Another essential read for any aspiring plant person. This book really blew my mind when I first read it and I keep returning to it as there is much to be learnt here. The book looks at the process of learning the potentiality of a plant from the plant itself as all indigenous healers and plant people have always done. It was not hit and miss, random experimentation but rather communication, exchanges between plants and people (and animals) that taught “primitives” (and some notable moderns) about the uses of the plants around them. And, for all you sceptics, the first half of the book is a scientific explanation of how this process works.
Buhner, Stephen Harrod. Sacred and Herbal Healing Beers: The Secrets of Ancient Fermentation. Boulder: Siris Books, 1998.
Another wonderful book by Buhner. Lots of great recipes and fermentation histories. “Fermentation and plant use – as medicine, as psychotropics, as teachers, as companion’s on life’s path – are an inescapable part of our exploration of what it means to be human.”
More on Stephen Harrod Buhner.
Katz, Sandor Ellix. Wild Fermentation: The Flavor, Nutrition, and Craft of Live-Culture Foods. White River Junction: Chelsea Green, 2003.
While on the subject of fermentation… A great intro to a wide variety of ferments. Recipes cultured with food politics and social/environmental justice. Wildfermentation.com
Snyder, Gary. The Practice of the Wild. San Francisco: North Point Press, 1990. [PDF]
Beautifully written (of course, its Gary Snyder!) essays relating to bioregionalism, deep ecology, being of a place. Distinguishing between nature and wilderness and tracing the implications of such a distinction.
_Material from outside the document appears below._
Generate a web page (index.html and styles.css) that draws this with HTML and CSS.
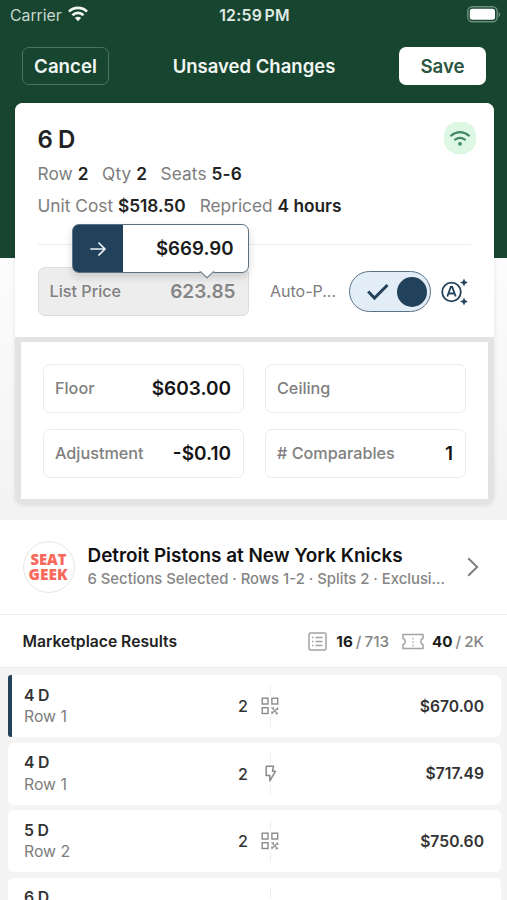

Turnbull, Colin. The Forest People. London: Pimlico, 1993.
An account of anthropologist Colin Turnbull’s three years living with the Mbuti (pygmies) in the Ituri Forest, north-east Congo. Turnbull vividly portrays the daily life of the Mbuti – a way of life that resonated deeply with him. (Interestingly Turnbull’s first contact with the Mbuti occurred before he trained as an anthropologist.) Of particular interest to me was the contrast between the way of life of the Mbuti and that of the BaKpara – villager-farmers. A stark contrast between what Daniel Quinn has called Leaver and Taker cultures. To the Mbuti the forest is the world, the place from where all good things come. To the BaKpara the forest is the place where evil spirits dwell. It is to be feared and destroyed (“tamed, made “productive”).